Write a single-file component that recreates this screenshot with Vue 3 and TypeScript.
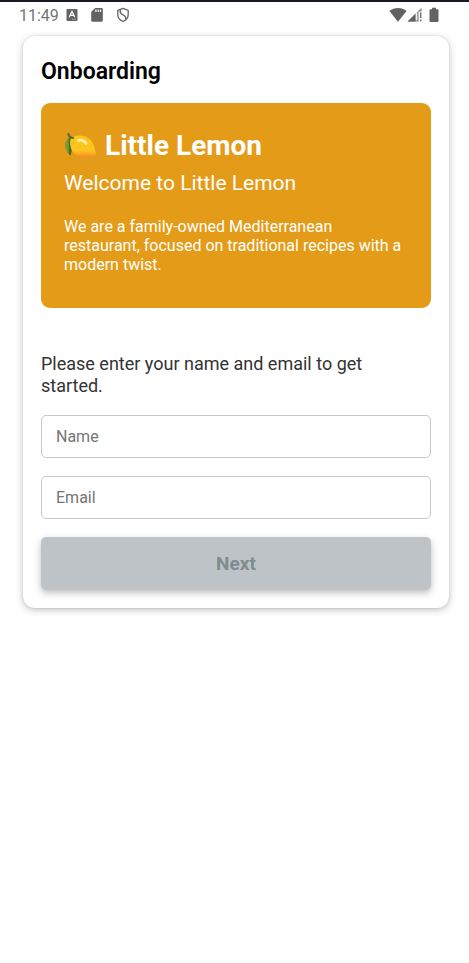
<script setup lang="ts">
import { computed, ref } from 'vue'

const name = ref('')
const email = ref('')
const canContinue = computed(() => name.value.trim() !== '' && /^\S+@\S+\.\S+$/.test(email.value))
</script>

<template>
  <div class="screen">
    <header class="status">
      <div class="status-left">
        <time class="clock">11:49</time>
        <svg class="glyph" width="12" height="14" viewBox="0 0 12 14" aria-hidden="true">
          <rect x="0.5" y="1" width="11" height="12" rx="1" fill="#626262" />
          <path d="M3.2 9.2 6 3.4 8.8 9.2M4.3 7.4h3.4" fill="none" stroke="#fff" stroke-width="1.3" />
          <path d="M6 11.3h4" stroke="#bbb" stroke-width="1" stroke-dasharray="1 .6" />
        </svg>
        <svg class="glyph" width="12" height="16" viewBox="0 0 12 16" aria-hidden="true">
          <path d="M4.2 1H10.6a1.2 1.2 0 0 1 1.2 1.2V13.600a1.200 1.200 0 0 1-1.200 1.200H1.400A1.200 1.200 0 0 1 .2 13.600V5z" fill="#626262" />
          <path d="M4.900 2.500v2.400M7.200 2.500v2.400M9.500 2.500v2.400" stroke="#fff" stroke-width="1.200" />
        </svg>
        <svg class="glyph" width="14" height="16" viewBox="0 0 14 16" aria-hidden="true">
          <path d="M7 1.400 12.200 3.300V7.500c0 3.200-2.200 5.800-5.200 6.900C4 13.300 1.800 10.700 1.800 7.500V3.300z" fill="none" stroke="#666" stroke-width="1.300" stroke-linejoin="round" />
          <path d="M4.400 2.600c-.6 2.800.4 4.300 2.600 5.200 2.100.9 3.100 2.100 2.700 4.600" fill="none" stroke="#666" stroke-width="1.400" />
        </svg>
      </div>
      <div class="status-right">
        <svg width="18" height="16" viewBox="0 0 18 16" aria-hidden="true">
          <path d="M.4 4C5.300 0 12.700 0 17.600 4L9 14.800z" fill="#626262" />
        </svg>
        <svg width="16" height="16" viewBox="0 0 16 16" aria-hidden="true">
          <path d="M.6 14.500 14.600.8V4.500H11.600V14.500z" fill="#8a8a8a" />
          <path d="M.6 14.500 8.500 6.800V14.500z" fill="#626262" />
          <path d="M9.500 6v7.200" stroke="#f2f2f2" stroke-width="1.600" />
          <path d="M13.700 5.500V11M13.700 12.500v2" stroke="#777" stroke-width="1.500" />
        </svg>
        <svg class="battery" width="10" height="16" viewBox="0 0 10 16" aria-hidden="true">
          <path d="M3 .8h4v1.500h1.500a1 1 0 0 1 1 1v10.700a1 1 0 0 1-1 1h-7a1 1 0 0 1-1-1V3.300a1 1 0 0 1 1-1H3z" fill="#626262" />
        </svg>
      </div>
    </header>

    <main class="card">
      <h1 class="title">Onboarding</h1>

      <section class="hero">
        <h2 class="brand">
          <svg class="lemon" width="34" height="28" viewBox="0 0 34 28" role="img" aria-label="Lemon">
            <defs>
              <linearGradient id="rind" x1="0" y1="0" x2="0" y2="1">
                <stop offset="0.7" stop-color="#fdc51c" />
                <stop offset="1" stop-color="#f58b2e" />
              </linearGradient>
              <linearGradient id="leaf" x1="0" y1="0" x2="1" y2="0">
                <stop offset="0.45" stop-color="#7c9d2c" />
                <stop offset="0.6" stop-color="#4f6b2c" />
              </linearGradient>
            </defs>
            <path d="M6 5C1.500 8 0 12 1.500 16.500 2.600 20 4.500 22 6.500 23.400 8.600 19 9 9 6 5z" fill="url(#leaf)" />
            <path d="M7 6C11 2.800 20 2.500 25 6.500 29 9.700 30.500 14 31 18c1 1.500 1.300 3.800.5 5.500-2 1.300-4 1-5.500.800C18 26.500 10.500 23.500 8 18.500 6 14.500 5.500 9 7 6z" fill="url(#rind)" />
            <path d="M4.500 2C4.800 4.500 6 5.800 9 6" fill="none" stroke="#58702f" stroke-width="2.200" stroke-linecap="round" />
            <path d="M14.500 8.500c3-1 6.500.4 7.500 3" fill="none" stroke="#fff0b0" stroke-width="2.800" stroke-linecap="round" />
          </svg>
          <span>Little Lemon</span>
        </h2>
        <p class="welcome">Welcome to Little Lemon</p>
        <p class="about">
          We are a family-owned Mediterranean restaurant, focused on traditional recipes with a modern twist.
        </p>
      </section>

      <form class="form" @submit.prevent>
        <p class="prompt">Please enter your name and email to get started.</p>
        <input v-model="name" class="field" type="text" placeholder="Name" aria-label="Name" />
        <input v-model="email" class="field" type="email" placeholder="Email" aria-label="Email" />
        <button class="next" type="submit" :disabled="!canContinue">Next</button>
      </form>
    </main>
  </div>
</template>

<style>
body {
  margin: 0;
  background: #fefefe;
}
</style>

<style scoped>
.screen {
  box-sizing: border-box;
  min-height: 100vh;
  border-top: 2px solid #1b1b26;
  background: #fefefe;
  font-family: Roboto, "Liberation Sans", sans-serif;
}

.status {
  display: flex;
  justify-content: space-between;
  align-items: center;
  height: 26px;
  padding: 0 30px 0 19px;
}

.status-left,
.status-right {
  display: flex;
  align-items: center;
}

.clock {
  padding-top: 2px;
  font-size: 16px;
  line-height: 20px;
  color: #757575;
  margin-right: 7px;
}

.glyph {
  margin-right: 13px;
}

.battery {
  margin-left: 6px;
}

.card {
  margin: 8px 20px 24px 23px;
  padding: 18px;
  border-radius: 12px;
  background: #fff;
  box-shadow: 0 2px 7px rgba(0, 0, 0, 0.24), 0 0 2px rgba(0, 0, 0, 0.12);
}

.title {
  margin: 0 0 13px;
  font-size: 23px;
  font-weight: 600;
  line-height: 36px;
  color: #000;
}

.hero {
  padding: 24px 23px 34px;
  border-radius: 9px;
  background: #e49b17;
  color: #fff;
}

.brand {
  display: flex;
  align-items: center;
  gap: 7px;
  margin: 0;
  font-size: 28px;
  font-weight: 700;
  line-height: 38px;
}

.welcome {
  margin: 4px 0 20px;
  font-size: 21px;
  line-height: 28px;
}

.about {
  margin: 0;
  font-size: 16px;
  line-height: 19px;
}

.form {
  display: flex;
  flex-direction: column;
  gap: 18px;
  margin-top: 45px;
}

.prompt {
  margin: 0;
  padding-right: 18px;
  font-size: 18px;
  line-height: 22px;
  color: #333;
}

.field {
  box-sizing: border-box;
  width: 100%;
  height: 43px;
  padding: 0 14px;
  border: 1px solid #c8c8c8;
  border-radius: 5px;
  background: #fff;
  font: inherit;
  font-size: 16px;
  color: #333;
}

.field::placeholder {
  color: #757575;
  opacity: 1;
}

.next {
  height: 53px;
  border: 0;
  border-radius: 5px;
  background: #e49b17;
  box-shadow: 0 3px 7px rgba(0, 0, 0, 0.26);
  font: inherit;
  font-size: 19px;
  font-weight: 700;
  color: #fff;
}

.next:disabled {
  background: #bdc3c7;
  color: #7f8c8d;
}
</style>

☆ ☆ ☆ ☆ ☆

▶ **What is needed**
Which lines contain "with"? Show each of them.

▶ **Written reply**
Write a single-file component that recreates this screenshot with Vue 3 and TypeScript.
          We are a family-owned Mediterranean restaurant, focused on traditional recipes with a modern twist.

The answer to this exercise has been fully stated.